BY: JOHNMARY CHUKWUKASI JIDEOBI, Esq.*

This Pandora box of the doctrine of covering the field was reopened again in the celebrated case of INEC v. Musa (supra). In that case, the plaintiffs were associations seeking registration as political parties. They applied to the Independent National Electoral Commission for registration as a political party. Sections 221 and 222 of the Constitution expressly spell out the conditions to be fulfilled before a group is registered as a political party. This notwithstanding, the INEC, on the 17th day of May, 2002, released guidelines for the registration of political parties. The INEC purportedly acted under the powers conferred on it by various provisions of the Electoral Act, 2001. Being of the view that some guidelines (impugned guidelines) were inconsistent with the provisions of the Constitution of the Federal Republic of Nigeria, 1999, relating to the registration of political parties and that they should not be made to comply with the guidelines, the Plaintiffs commenced the proceedings by Originating Summons whereby they sought, among other things, declarations of invalidity of those impugned guidelines and also Sections 74(2) (g) and (b), 74 (6), 77(6), 78(2) (b) and 79 (2) (c) of the Electoral Act, 2001.

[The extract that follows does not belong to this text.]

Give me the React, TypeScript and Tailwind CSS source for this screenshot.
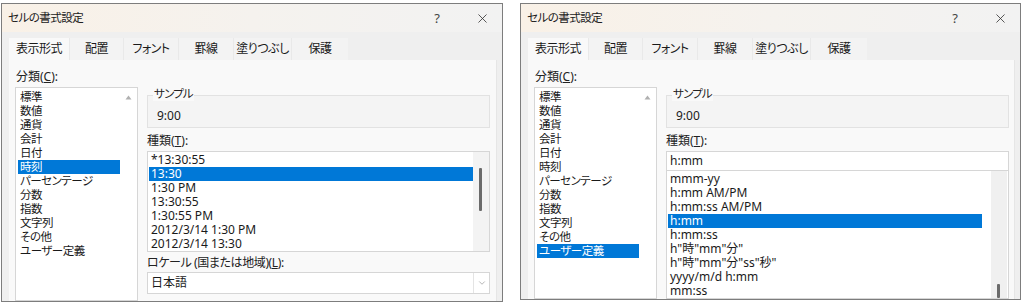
import React from 'react';
import { X, ChevronDown } from 'lucide-react';

const FONT = "font-['Noto_Sans','Noto_Sans_CJK_JP',sans-serif] [font-feature-settings:'palt']";

const cats = ['標準', '数値', '通貨', '会計', '日付', '時刻', 'パーセンテージ', '分数', '指数', '文字列', 'その他', 'ユーザー定義'];
const tabs: [string, string][] = [
  ['表示形式', 'w-[60px]'],
  ['配置', 'w-[54px]'],
  ['フォント', 'w-[55px]'],
  ['罫線', 'w-[55px]'],
  ['塗りつぶし', 'w-[58px]'],
  ['保護', 'w-[57px]'],
];
const timeTypes = ['*13:30:55', '13:30', '1:30 PM', '13:30:55', '1:30:55 PM', '2012/3/14 1:30 PM', '2012/3/14 13:30'];
const customTypes = ['mmm-yy', 'h:mm AM/PM', 'h:mm:ss AM/PM', 'h:mm', 'h:mm:ss', 'h"時"mm"分"', 'h"時"mm"分"ss"秒"', 'yyyy/m/d h:mm', 'mm:ss'];

function Row({ text, selected, cjk }: { text: string; selected: boolean; cjk?: boolean }) {
  const base = cjk
    ? 'h-[14px] leading-[14px] pl-[2px] text-[11.5px] whitespace-nowrap tracking-[-0.5px]'
    : 'h-[14px] leading-[14px] pl-[2px] text-[12px] whitespace-nowrap';
  return (
    <div className={selected ? `${base} bg-[#0078d7] text-white` : `${base} text-[#1a1a1a]`}>{text}</div>
  );
}

function Dialog({ custom }: { custom: boolean }) {
  return (
    <div
      className={
        custom
          ? 'w-[501px] h-[297px] mt-[3px] ml-[17px] border border-[#7d7d7d] bg-[#efefef] flex flex-col overflow-hidden shrink-0'
          : 'w-[502px] h-[299px] mt-[3px] ml-[1px] border border-[#7d7d7d] bg-[#efefef] flex flex-col overflow-hidden shrink-0'
      }
    >
      {/* title bar */}
      <div className="h-[28px] shrink-0 flex items-center bg-gradient-to-r from-[#f9f1e7] via-[#f5f2ee] to-[#f2f2f2]">
        <span className="ml-[6px] text-[11.5px] tracking-[-0.5px] text-[#202020]">セルの書式設定</span>
        <span className="ml-auto text-[13px] text-[#444] leading-none">?</span>
        <X className="ml-[35px] mr-[12px] text-[#333]" size={15} strokeWidth={1.3} />
      </div>
      {/* tabs */}
      <div className="mt-[6px] h-[22px] shrink-0 flex pl-[7px]">
        {tabs.map(([t, w], i) => (
          <div
            key={t}
            className={
              i === 0
                ? `${w} h-full flex items-center justify-center text-[12px] tracking-[-0.5px] text-[#1a1a1a] bg-[#f9f9f9]`
                : `${w} h-full flex items-center justify-center text-[12px] tracking-[-0.5px] text-[#1a1a1a] bg-[#f3f3f3] border-l border-[#e9e9e9]`
            }
          >
            {t}
          </div>
        ))}
      </div>
      {/* panel */}
      <div className="flex-1 ml-[7px] mr-[5px] bg-[#f9f9f9] border-r border-[#e6e6e6] flex min-h-0">
        {/* left column */}
        <div className="ml-[6px] w-[123px] flex flex-col">
          <div className="mt-[10px] h-[14px] leading-[14px] pl-[1px] text-[12px] text-[#222]">
            分類(<u>C</u>):
          </div>
          <div className="mt-[3px] flex-1 bg-white border border-[#d6d6d6] flex min-h-0">
            <div className="w-[104px] pl-[2px] pt-[2px] flex flex-col">
              {cats.map((c, i) => (
                <Row key={c} text={c} cjk selected={custom ? i === 11 : i === 5} />
              ))}
            </div>
            <div className="w-[17px] flex justify-center pt-[7px]">
              <svg width="7" height="5" viewBox="0 0 7 5">
                <path d="M3.5 0.5 L6.5 4.5 L0.5 4.5 Z" fill="#b0b0b0" />
              </svg>
            </div>
          </div>
        </div>
        {/* right column */}
        <div className="ml-[9px] w-[343px] flex flex-col">
          <div className="relative mt-[35px] h-[33px] bg-[#f4f4f4] border border-[#e2e2e2]">
            <span className="absolute -top-[9px] left-[5px] px-[1px] bg-[#f9f9f9] text-[11.5px] tracking-[-0.8px] leading-[14px] text-[#222]">
              サンプル
            </span>
            <div className="mt-[13px] ml-[9px] text-[12px] leading-[14px] text-[#1a1a1a]">9:00</div>
          </div>
          <div className="mt-[6px] h-[14px] leading-[14px] text-[12px] text-[#222]">
            種類(<u>T</u>):
          </div>
          {custom ? (
            <>
              <div className="mt-[3px] h-[20px] bg-white border border-[#d6d6d6] flex items-center pl-[3px] text-[12px] text-[#1a1a1a]">
                h:mm
              </div>
              <div className="flex-1 bg-white border border-t-0 border-[#d6d6d6] flex min-h-0">
                <div className="w-[315px] pl-[1px] pt-[1px] flex flex-col">
                  {customTypes.map((c, i) => (
                    <Row key={c} text={c} selected={i === 3} />
                  ))}
                </div>
                <div className="ml-[9px] w-[16px] bg-[#f0f0f0] flex flex-col">
                  <div className="mt-[113px] ml-[6px] w-[3px] flex-1 bg-[#6b6b6b] rounded-[1px]" />
                </div>
              </div>
            </>
          ) : (
            <>
              <div className="mt-[3px] h-[101px] bg-white border border-[#d6d6d6] flex">
                <div className="w-[325px] pl-[1px] pt-[1px] flex flex-col">
                  {timeTypes.map((c, i) => (
                    <Row key={c} text={c} selected={i === 1} />
                  ))}
                </div>
                <div className="w-[16px] bg-[#f3f3f3] flex flex-col">
                  <div className="mt-[16px] ml-[6px] w-[3px] h-[43px] bg-[#6b6b6b] rounded-[1px]" />
                </div>
              </div>
              <div className="mt-[4px] h-[14px] leading-[14px] text-[12px] tracking-[-0.4px] text-[#222]">
                ロケール (国または地域)(<u>L</u>):
              </div>
              <div className="mt-[2px] h-[22px] bg-white border border-[#d6d6d6] flex items-center">
                <span className="ml-[3px] text-[12px] text-[#1a1a1a]">日本語</span>
                <div className="ml-auto w-[16px] h-full border-l border-[#e4e4e4] flex items-center justify-center">
                  <ChevronDown size={10} strokeWidth={1.5} className="text-[#8a8a8a]" />
                </div>
              </div>
            </>
          )}
        </div>
      </div>
    </div>
  );
}

export default function App() {
  return (
    <div className={`w-[1024px] h-[304px] bg-white flex items-start overflow-hidden ${FONT}`}>
      <Dialog custom={false} />
      <Dialog custom={true} />
    </div>
  );
}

The parties fought the matter all the way to the Supreme Court. At the Supreme Court, a full panel of seven Justices presided over by the then Chief Justice of Nigeria (Uwais, C.J.N) was constituted to thrash out the salient Constitutional issues that came up for the resolution of that Court. After putting the salient issues in the Appeal in proper perspective, My Lord Justice Ayoola, J.S.C. who wrote the Leading Judgment (in which the other six Justices concurred) contributed this effulgent passage which we shall most humbly repeat as follows;

“If any other law is inconsistent with the provisions of this Constitution, this Constitution shall prevail, and that other law shall to the extent of the inconsistency be avoid.”

I take it as my starting point some interrelated propositions which flow from the acknowledged supremacy of the Constitution and by which the validity of the impugned provisions will be tested. First, all powers, legislative, executive, judicial, must ultimately be traced to the Constitution. Secondly, the legislative powers of the legislature cannot be exercised inconsistently with the Constitution. Where it is so exercised, it is invalid to the extent of such inconsistency. Thirdly, where the Constitution has enacted exhaustively in respect of any situation, conduct or subject, a body that claims to legislate in addition to what the Constitution had enacted must show that it has derived the legislative authority to do so from the Constitution. Fourthly, where the Constitution sets the condition for doing a thing, no legislation of the National Assembly or of a State House of Assembly can alter those conditions in any way, directly or indirectly, unless, of course the Constitution itself as an attribute of its supremacy expressly so authorised.

The legislative power of the National Assembly consists of the power to make laws for the peace and order of the Federation or any part thereof with respect to any matter included in the exclusive legislative list set out in part 1 of the second schedule to the Constitution, to the exclusion of the House of Assembly of States and to make laws with respect to any matter in the concurrent legislative list set out in the first column of part 11 of the second schedule to the Constitution to the extent prescribed in the second column; with respect to any other matters with respect to which it is empowered to make laws in accordance with the provisions of the Constitution.
Although the Constitution does not state that an Act of the National Assembly cannot duplicate the provision of the Constitution, by judicial interpretation, verging on policy, the consequence of such duplication has been variously described as “inoperative”, “in abeyance”, “suspended”. (See A-G Ogun State v. A-G Federation (1982) NSCC 1 at pp 11, 27-29, 35.)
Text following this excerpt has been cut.